START
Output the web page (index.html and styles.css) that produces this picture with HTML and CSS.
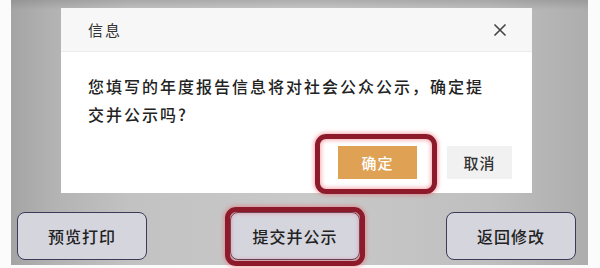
FILE: index.html
```html
<!DOCTYPE html>
<html lang="zh-CN">
<head>
<meta charset="utf-8">
<link rel="stylesheet" href="styles.css">
</head>
<body>
<div class="page">
  <div class="panel">
    <div class="modal">
      <div class="modal-head">
        <span class="title">信息</span>
        <svg class="close" width="14" height="14" viewBox="0 0 14 14"><path d="M1.5 1.5L12.5 12.5M12.5 1.5L1.5 12.5" stroke="#444" stroke-width="1.6" fill="none"/></svg>
      </div>
      <div class="modal-body">
        <p class="msg">您填写的年度报告信息将对社会公众公示，确定提交并公示吗?</p>
        <div class="modal-actions">
          <div class="btn-wrap">
            <button class="btn ok">确定</button>
            <span class="mark mark-ok"></span>
          </div>
          <button class="btn cancel">取消</button>
        </div>
      </div>
    </div>
    <div class="actions">
      <button class="pbtn">预览打印</button>
      <div class="btn-wrap mid">
        <button class="pbtn">提交并公示</button>
        <span class="mark mark-submit"></span>
      </div>
      <button class="pbtn last">返回修改</button>
    </div>
  </div>
</div>
</body>
</html>
```

FILE: styles.css
```css
html, body {
  margin: 0;
  padding: 0;
  background: #ffffff;
}
body {
  font-family: "Noto Sans CJK SC", "Noto Sans", sans-serif;
}
.page {
  width: 600px;
  height: 268px;
  overflow: hidden;
  background: #fbfbfb;
}
.panel {
  margin-left: 11px;
  width: 577px;
  height: 265px;
  display: flex;
  flex-direction: column;
  background:
    linear-gradient(to bottom, rgba(110,110,110,0.3) 0px, rgba(120,120,120,0) 10px),
    linear-gradient(to right, #a4a4a4 0px, #b2b2b2 40px, #c2c2c2 120px, #c9c9c9 300px, #bfbfbf 480px, #adadad 577px);
}
.modal {
  margin-top: 8px;
  margin-left: 50px;
  width: 471px;
  height: 185px;
  background: #ffffff;
  display: flex;
  flex-direction: column;
}
.modal-head {
  height: 44px;
  box-sizing: border-box;
  background: #f7f7f7;
  border-bottom: 1px solid #ececec;
  display: flex;
  align-items: center;
  justify-content: space-between;
  padding: 0 25px 0 27px;
}
.title {
  font-size: 15px;
  color: #333;
  letter-spacing: 2px;
}
.close {
  display: block;
}
.modal-body {
  padding: 20px 20px 0 27px;
}
.msg {
  margin: 0;
  width: 405px;
  font-size: 16px;
  font-weight: 500;
  line-height: 28px;
  letter-spacing: 2px;
  color: #222;
}
.modal-actions {
  margin-top: 18px;
  display: flex;
  justify-content: flex-end;
  gap: 30px;
}
.btn {
  height: 33px;
  border: none;
  font-family: inherit;
  font-size: 15px;
  font-weight: 500;
  letter-spacing: 1px;
  padding: 0;
}
.ok {
  width: 79px;
  background: #dfa255;
  color: #fff;
}
.cancel {
  width: 65px;
  background: #f1f1f1;
  color: #333;
}
.btn-wrap {
  position: relative;
  display: flex;
}
.mark {
  position: absolute;
  border: 5px solid #8c1a2a;
  border-radius: 11px;
  box-shadow: 0 0 4px 1px rgba(240,90,100,0.55), inset 0 0 4px 1px rgba(240,90,100,0.55);
  pointer-events: none;
}
.mark-ok {
  left: -23px;
  top: -12px;
  right: -20px;
  bottom: -15px;
}
.actions {
  margin-top: 19px;
  padding-left: 6px;
  display: flex;
}
.pbtn {
  width: 130px;
  height: 48px;
  box-sizing: border-box;
  border: 1.5px solid #3b3b58;
  border-radius: 8px;
  background: #d5d5de;
  font-family: inherit;
  font-size: 16px;
  font-weight: 500;
  letter-spacing: 1px;
  color: #222;
  padding: 0;
}
.mid {
  margin-left: 83px;
}
.last {
  margin-left: auto;
  margin-right: 12px;
}
.mark-submit {
  left: -5px;
  top: -5px;
  right: -5px;
  bottom: -6px;
}
```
END
AIM OF THE EXERCISE:
Each line of the data should be quoted exactly, with pictures left out.

TASK RESPONSE:
Output the web page (index.html and styles.css) that produces this picture with HTML and CSS.
FILE: index.html
```html
<!DOCTYPE html>
<html lang="zh-CN">
<head>
<meta charset="utf-8">
<link rel="stylesheet" href="styles.css">
</head>
<body>
<div class="page">
  <div class="panel">
    <div class="modal">
      <div class="modal-head">
        <span class="title">信息</span>
        <svg class="close" width="14" height="14" viewBox="0 0 14 14"><path d="M1.5 1.5L12.5 12.5M12.5 1.5L1.5 12.5" stroke="#444" stroke-width="1.6" fill="none"/></svg>
      </div>
      <div class="modal-body">
        <p class="msg">您填写的年度报告信息将对社会公众公示，确定提交并公示吗?</p>
        <div class="modal-actions">
          <div class="btn-wrap">
            <button class="btn ok">确定</button>
            <span class="mark mark-ok"></span>
          </div>
          <button class="btn cancel">取消</button>
        </div>
      </div>
    </div>
    <div class="actions">
      <button class="pbtn">预览打印</button>
      <div class="btn-wrap mid">
        <button class="pbtn">提交并公示</button>
        <span class="mark mark-submit"></span>
      </div>
      <button class="pbtn last">返回修改</button>
    </div>
  </div>
</div>
</body>
</html>
```

FILE: styles.css
```css
html, body {
  margin: 0;
  padding: 0;
  background: #ffffff;
}
body {
  font-family: "Noto Sans CJK SC", "Noto Sans", sans-serif;
}
.page {
  width: 600px;
  height: 268px;
  overflow: hidden;
  background: #fbfbfb;
}
.panel {
  margin-left: 11px;
  width: 577px;
  height: 265px;
  display: flex;
  flex-direction: column;
  background:
    linear-gradient(to bottom, rgba(110,110,110,0.3) 0px, rgba(120,120,120,0) 10px),
    linear-gradient(to right, #a4a4a4 0px, #b2b2b2 40px, #c2c2c2 120px, #c9c9c9 300px, #bfbfbf 480px, #adadad 577px);
}
.modal {
  margin-top: 8px;
  margin-left: 50px;
  width: 471px;
  height: 185px;
  background: #ffffff;
  display: flex;
  flex-direction: column;
}
.modal-head {
  height: 44px;
  box-sizing: border-box;
  background: #f7f7f7;
  border-bottom: 1px solid #ececec;
  display: flex;
  align-items: center;
  justify-content: space-between;
  padding: 0 25px 0 27px;
}
.title {
  font-size: 15px;
  color: #333;
  letter-spacing: 2px;
}
.close {
  display: block;
}
.modal-body {
  padding: 20px 20px 0 27px;
}
.msg {
  margin: 0;
  width: 405px;
  font-size: 16px;
  font-weight: 500;
  line-height: 28px;
  letter-spacing: 2px;
  color: #222;
}
.modal-actions {
  margin-top: 18px;
  display: flex;
  justify-content: flex-end;
  gap: 30px;
}
.btn {
  height: 33px;
  border: none;
  font-family: inherit;
  font-size: 15px;
  font-weight: 500;
  letter-spacing: 1px;
  padding: 0;
}
.ok {
  width: 79px;
  background: #dfa255;
  color: #fff;
}
.cancel {
  width: 65px;
  background: #f1f1f1;
  color: #333;
}
.btn-wrap {
  position: relative;
  display: flex;
}
.mark {
  position: absolute;
  border: 5px solid #8c1a2a;
  border-radius: 11px;
  box-shadow: 0 0 4px 1px rgba(240,90,100,0.55), inset 0 0 4px 1px rgba(240,90,100,0.55);
  pointer-events: none;
}
.mark-ok {
  left: -23px;
  top: -12px;
  right: -20px;
  bottom: -15px;
}
.actions {
  margin-top: 19px;
  padding-left: 6px;
  display: flex;
}
.pbtn {
  width: 130px;
  height: 48px;
  box-sizing: border-box;
  border: 1.5px solid #3b3b58;
  border-radius: 8px;
  background: #d5d5de;
  font-family: inherit;
  font-size: 16px;
  font-weight: 500;
  letter-spacing: 1px;
  color: #222;
  padding: 0;
}
.mid {
  margin-left: 83px;
}
.last {
  margin-left: auto;
  margin-right: 12px;
}
.mark-submit {
  left: -5px;
  top: -5px;
  right: -5px;
  bottom: -6px;
}
```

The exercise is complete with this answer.